Theoretical and experimental studies of a piezoelectric ultrasonic linear motor with respect to damping and nonlinear material behaviour

Abstract

In piezoelectric ultrasonic motors, high-frequency mechanical oscillations are used to create frictional driving forces. The surface points of the cuboid-shaped ultrasonic oscillator presented perform an elliptical motion which is obtained by the superposition of longitudinal and bending vibrations. Both vibration modes can be obtained as solutions of the wave equation and the Timoshenko-Bresse beam equation, respectively, if linear piezoelectric constitutive equations are assumed. Damping and nonlinear material behaviour, which can be observed experimentally, must be taken into account. For this purpose, generalised constitutive equations for piezoceramics were investigated and identified experimentally for SONOX P88 ceramics.
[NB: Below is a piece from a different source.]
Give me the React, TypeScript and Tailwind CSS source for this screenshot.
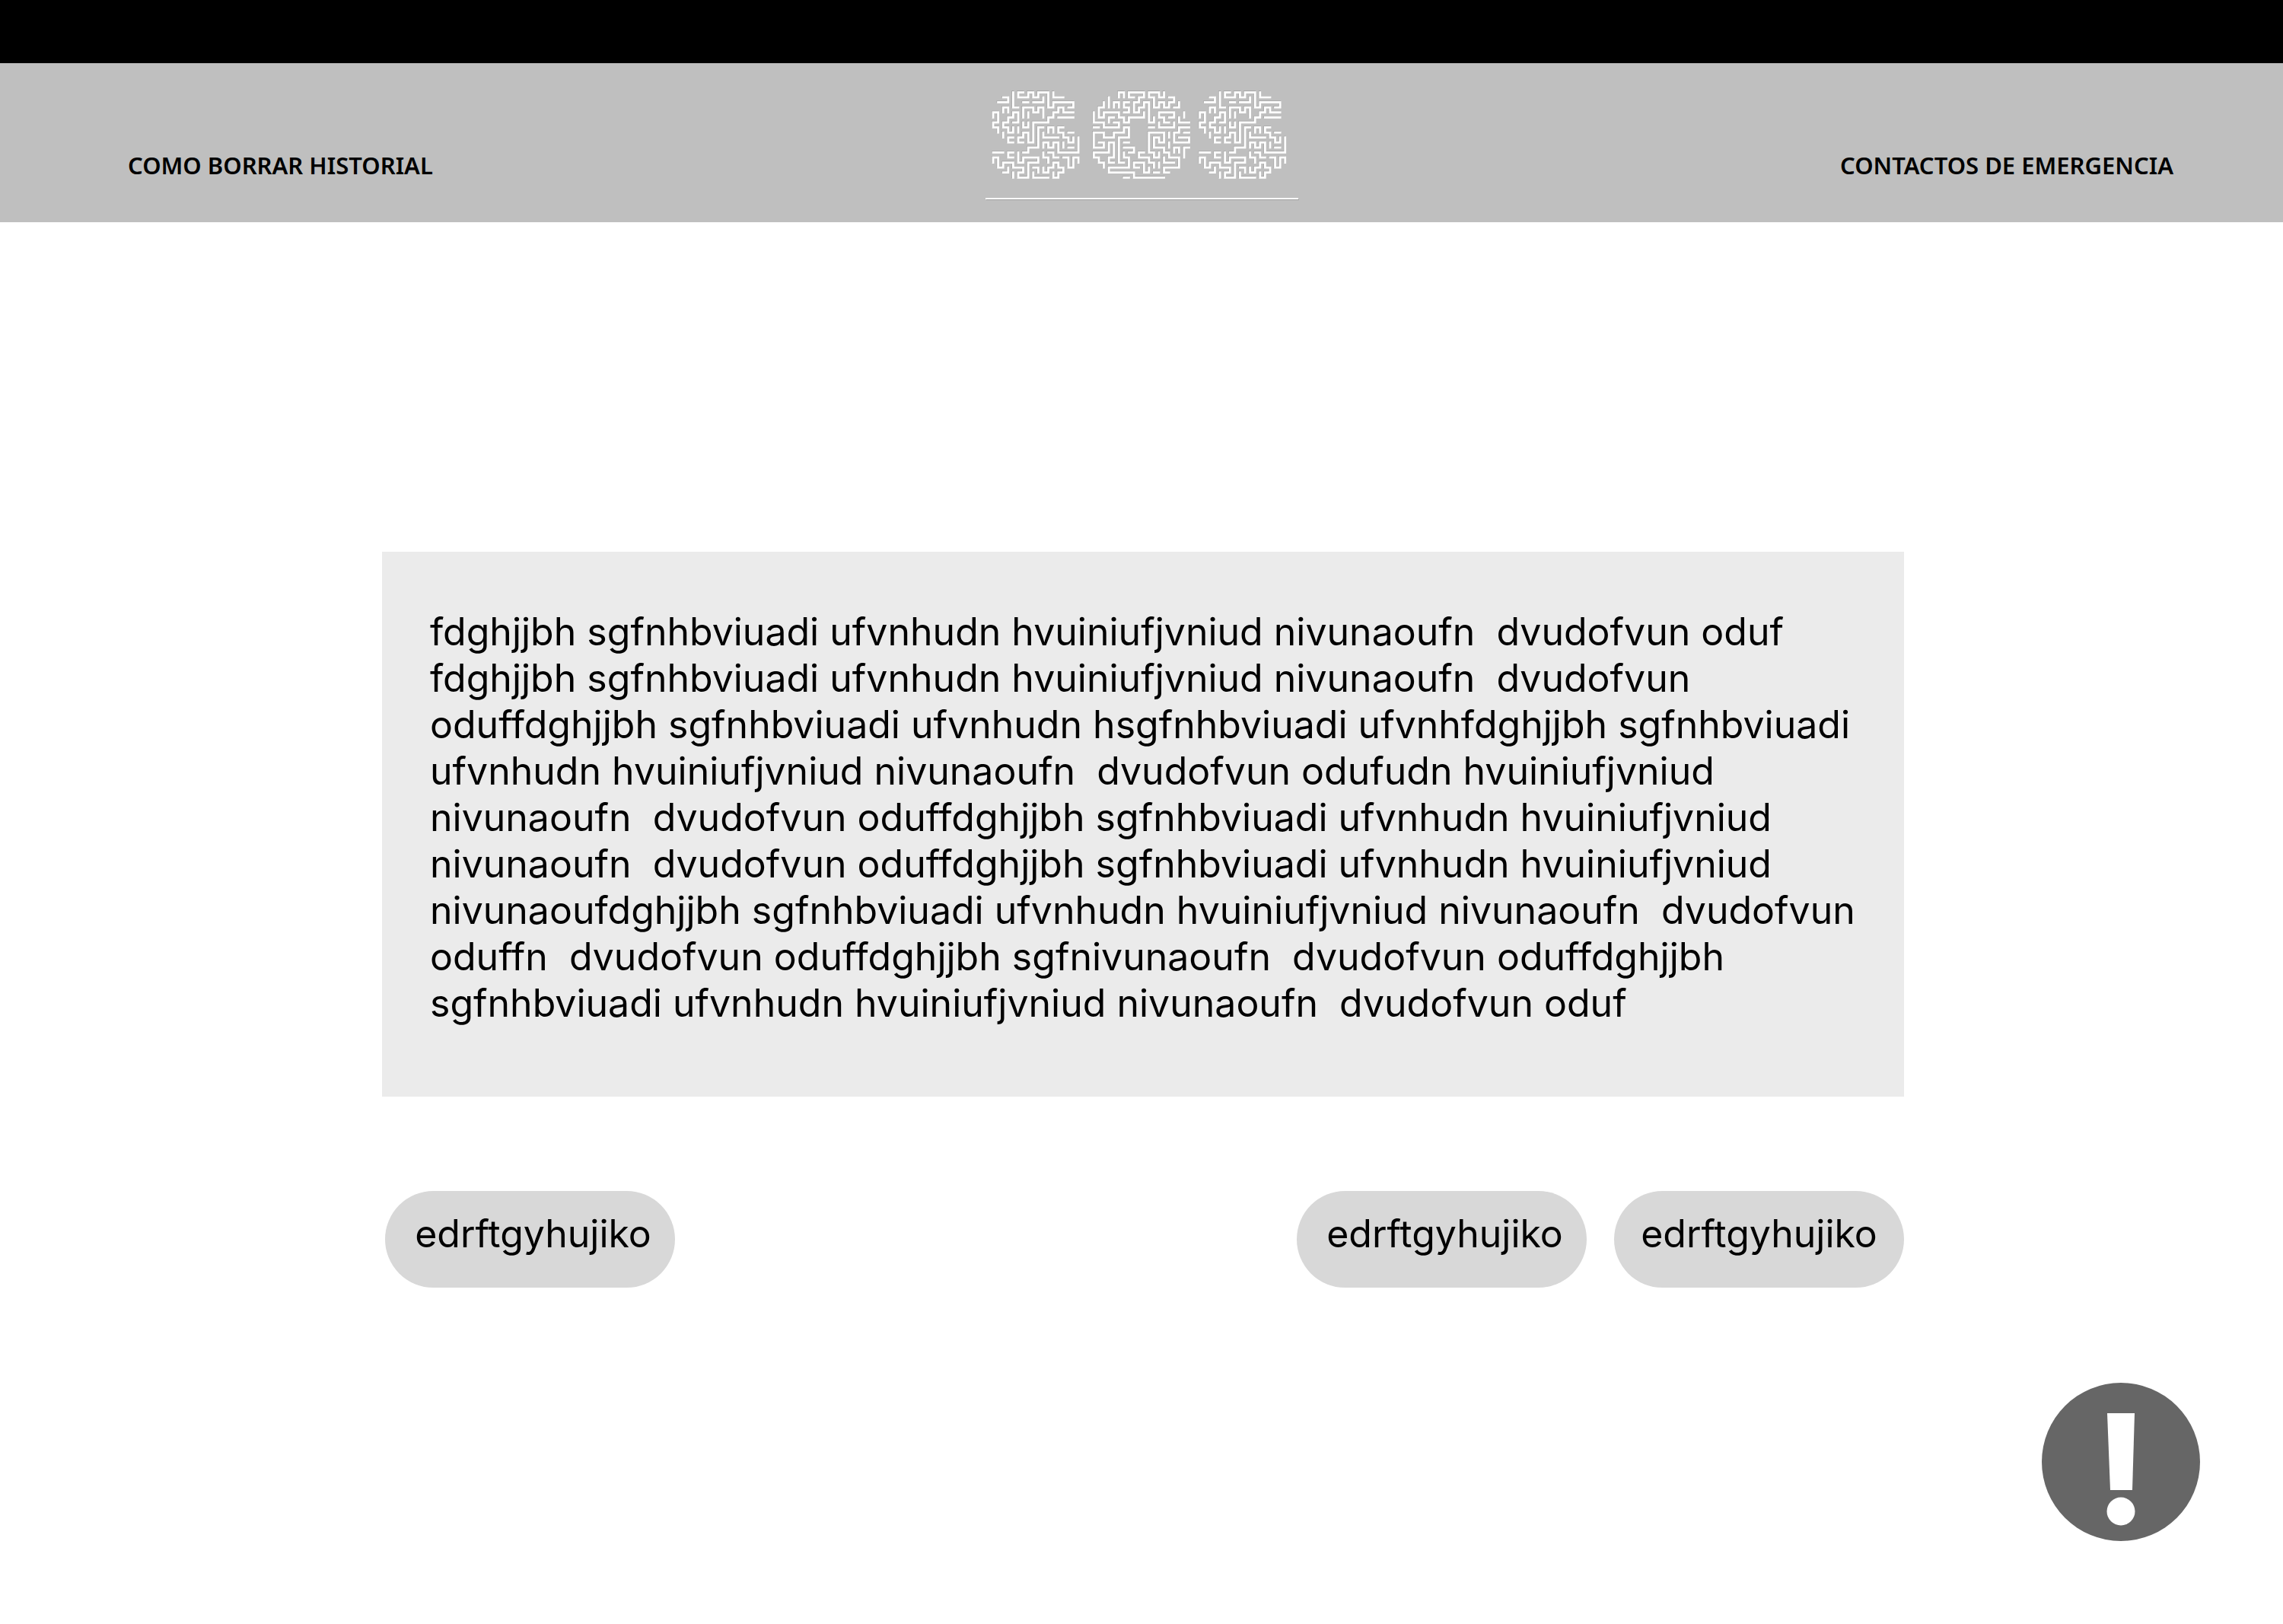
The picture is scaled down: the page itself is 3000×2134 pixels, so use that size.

The effects of damping and nonlinear material behaviour were introduced in the modelling of the oscillator. The results of the analytical calculation allow an accurate definition of the geometry of the oscillator, so that the two vibration modes have the same resonance frequency. Thus, good controllability of the motor can be obtained. A prototype motor was designed and investigated experimentally. We discuss the material modelling as well as some other important design aspects of this type of motor (e.g. the design of the support, force flow at the stator/rotor interface, and tolerances).